There can be no manner of doubt that the Canadian High Commission took inordinate time to process the case of the Respondent No. 1. The Respondent No. 1 submitted her PR Visa application in the year 2004. Given that the Canadian High Commission duly intimated the Respondent No. 1 post submission of her Visa application that it would take approx. 33 months to process her case, once the said tentative period got over, had the Appellants swung into action in right earnest soon thereafter, probabilities were ripe that the application of the Respondent No. 1 reached its logical end much before the alleged changes in the Canadian Immigration Rules came into effect.
The Respondent No. 1 opted for the premium services of the Appellants out of her ardent desire that the latter would leave no stone unturned to fulfill her long cherished dream. It is an open secret that professional companies like the Appellants develop good rapport with Consulate Officials of different countries to facilitate early processing of the cases of their clients. There seems no good reason to buy the argument being advanced by the Ld. Advocate for the Appellants that they have got no control over the functioning of the Consulate officials. If that was indeed the case, general public would not rope in the services of companies like the Appellants.
In terms of the agreement executed between the Respondent No. 1 and the Appellants, the latter was committed to ensure speedy achievement of the objectives of the Respondent No. 1. There is, however, nothing on record to show that after the tentative period of 33 months got over, the Appellants even once followed up the case of the Respondent No. 1 with the Canadian High Commission. This is inexplicable.
After taking hefty retainer fees from the Respondent No. 1, it was incumbent on the part of the Appellants to maintain proper liaison with the Canadian High Commission to ensure expeditious disposal of the application of the Respondent No. 1. However, in absence of any material proof to suggest so, we are constrained to hold the Appellants guilty of deficiency in service.
As regards the demand of the Respondent No. 1 for refund of the sum of US$ 1,600 being paid to Global Strategic Business Consultancy Corporation, it seems, the Appellants themselves received the amount on behalf of the said company.
Ld. Advocate for the Appellants could not offer any valid explanation as to why they went overdrive to facilitate inking of agreement between the Respondent No. 1 and M/s Global Strategic Business Consultancy Corporation despite being acutely aware of the snail pace at which PR Visa applications were being handled by the Canadian High Commission in those days. Inking the agreement at such a nascent stage, to our mind, was akin to putting the cart before the horse.
It is true that in terms of the forfeiture clause contained in the agreement executed between the Respondent No. 1 and Global Strategic Business Consultancy Corporation, the former deserved no refund as she herself withdrew her case.
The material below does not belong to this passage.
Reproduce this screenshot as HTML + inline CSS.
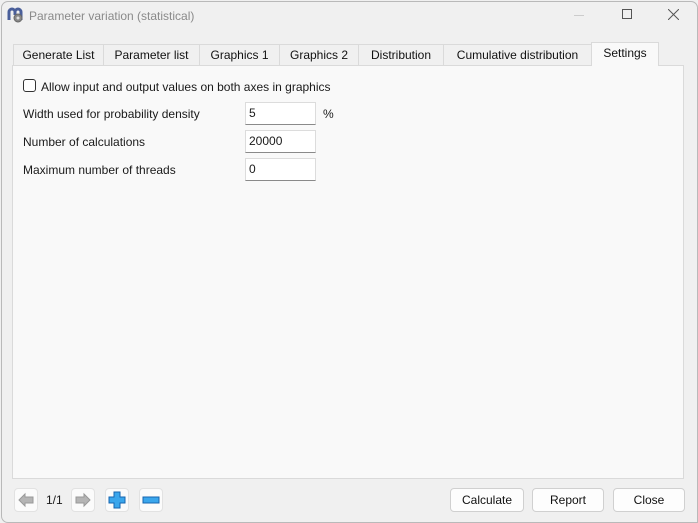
<!DOCTYPE html>
<html><head><meta charset="utf-8"><style>
*{box-sizing:border-box;margin:0;padding:0}
body{width:698px;height:523px;background:#fff;font-family:"Liberation Sans",sans-serif;font-size:12px;color:#1a1a1a;overflow:hidden;position:relative}
#win{position:absolute;left:0;top:0;width:698px;height:523px;background:#f0f0f0;overflow:hidden}
#frame{position:absolute;left:1px;top:1px;width:697px;height:522px;border:1px solid #b9b9b9;border-radius:7px 7px 0 7px;pointer-events:none;z-index:5}
.abs{position:absolute}
.title{left:29px;top:9px;color:#8a8a8a;font-size:12px}
.tab{position:absolute;top:44px;height:21px;border:1px solid #dadada;border-bottom:none;background:#f0f0f0;text-align:center;line-height:21px;font-size:12px;color:#111}
.tab.sel{top:42px;height:24px;background:#f9f9f9;z-index:2}
#panel{position:absolute;left:12px;top:65px;width:672px;height:414px;background:#f9f9f9;border:1px solid #dadada}
.lbl{position:absolute;left:22px;font-size:12px}
.inp{position:absolute;left:244px;width:71px;height:23px;background:#fff;border:1px solid #dcdcdc;border-bottom:1px solid #8a8a8a;padding-left:3px;line-height:21px;font-size:12px}
.btn{position:absolute;top:488px;height:24px;background:#fdfdfd;border:1px solid #d0d0d0;border-radius:4px;text-align:center;line-height:22px;font-size:12px;color:#111}
.sb{position:absolute;top:488px;width:24px;height:24px;background:#fbfbfb;border:1px solid #e2e2e2;border-radius:4px}
</style></head><body>
<div id="win">
<svg class="abs" style="left:7px;top:6px" width="18" height="18" viewBox="0 0 18 18">
<path d="M2 14V6a3 3 0 0 1 6 0v3M8 9V6a3 3 0 0 1 6 0v8" fill="none" stroke="#4a5f9a" stroke-width="3"/>
<circle cx="11" cy="12" r="4" fill="#888" stroke="#666"/>
<circle cx="11" cy="12" r="1.5" fill="#ddd"/>
</svg>
<div class="abs title">Parameter variation (statistical)</div>
<div class="abs" style="left:574px;top:15px;width:10px;height:1px;background:#ccc"></div>
<div class="abs" style="left:622px;top:9px;width:10px;height:10px;border:1px solid #555"></div>
<svg class="abs" style="left:668px;top:9px" width="11" height="11"><path d="M0 0L11 11M11 0L0 11" stroke="#555" stroke-width="1"/></svg>

<div class="tab" style="left:13px;width:91px">Generate List</div>
<div class="tab" style="left:103px;width:97px">Parameter list</div>
<div class="tab" style="left:199px;width:81px">Graphics 1</div>
<div class="tab" style="left:279px;width:80px">Graphics 2</div>
<div class="tab" style="left:358px;width:86px">Distribution</div>
<div class="tab" style="left:443px;width:149px">Cumulative distribution</div>
<div class="tab sel" style="left:591px;width:68px">Settings</div>

<div id="panel"></div>
<div class="abs" style="left:23px;top:79px;width:13px;height:13px;border:1px solid #333;border-radius:3px;background:#fff"></div>
<div class="lbl" style="left:41px;top:80px">Allow input and output values on both axes in graphics</div>
<div class="lbl" style="left:23px;top:107px">Width used for probability density</div>
<div class="inp" style="left:245px;top:102px">5</div>
<div class="lbl" style="left:323px;top:107px">%</div>
<div class="lbl" style="left:23px;top:135px">Number of calculations</div>
<div class="inp" style="left:245px;top:130px">20000</div>
<div class="lbl" style="left:23px;top:163px">Maximum number of threads</div>
<div class="inp" style="left:245px;top:158px">0</div>

<div class="sb" style="left:14px"><svg width="22" height="22"><path d="M4 11L10 5V8H18V14H10V17Z" fill="#b5b5b5" stroke="#999"/></svg></div>
<div class="abs" style="left:46px;top:493px">1/1</div>
<div class="sb" style="left:71px"><svg width="22" height="22"><path d="M18 11L12 5V8H4V14H12V17Z" fill="#b5b5b5" stroke="#999"/></svg></div>
<div class="sb" style="left:105px"><svg width="22" height="22"><path d="M8 3H14V8H19V14H14V19H8V14H3V8H8Z" fill="#3aa6ec" stroke="#1565b0"/></svg></div>
<div class="sb" style="left:139px"><svg width="22" height="22"><rect x="3" y="8" width="16" height="6" fill="#3aa6ec" stroke="#1565b0"/></svg></div>

<div class="btn" style="left:450px;width:74px">Calculate</div>
<div class="btn" style="left:532px;width:72px">Report</div>
<div class="btn" style="left:613px;width:72px">Close</div>
</div>
<div id="frame"></div>
</body></html>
That said, we cannot overlook the fact that, thanks to the casual/laid back approach of the Appellants, the visa application of the Respondent No. 1 gathered dust for years together resulting which, the Respondent No. 1 lost all her hope and out of sheer disguise, she applied for closing her case. It being completely a force majeure situation for which the Respondent No. 1 was not responsible in any manner whatsoever and as M/s Global Strategic Business Consultancy Corporation rendered no service at all to the Respondent No. 1, we are of view that the said organization cannot hold back the payment being received by it from the Respondent No. 1 and since everything was done at the behest of the Appellants, they shall have to take requisite steps to facilitate refund of the sum of US$ 1,600 to the Respondent No. 1. In case they fail to secure this amount from the said company, in that case, Appellants shall have to shoulder the entire financial burden in this regard.
In addition, the Appellants shall also return 75% of the amount of Rs. 68,200/- that they received from the Respondent No. 1 along with litigation cost for a sum of Rs. 20,000/-.
In case the entire decreetal sum is not paid to the Respondent No. 1 within 40 days from the date of passing of this order, Appellants shall have to face legal consequences as mandated under the 1986 Act besides payment of simple interest @ 9% p.a. over the aforesaid decreetal sum for the entire period of default.
Accordingly, the Appeal stands allowed in part. The impugned order is hereby set aside.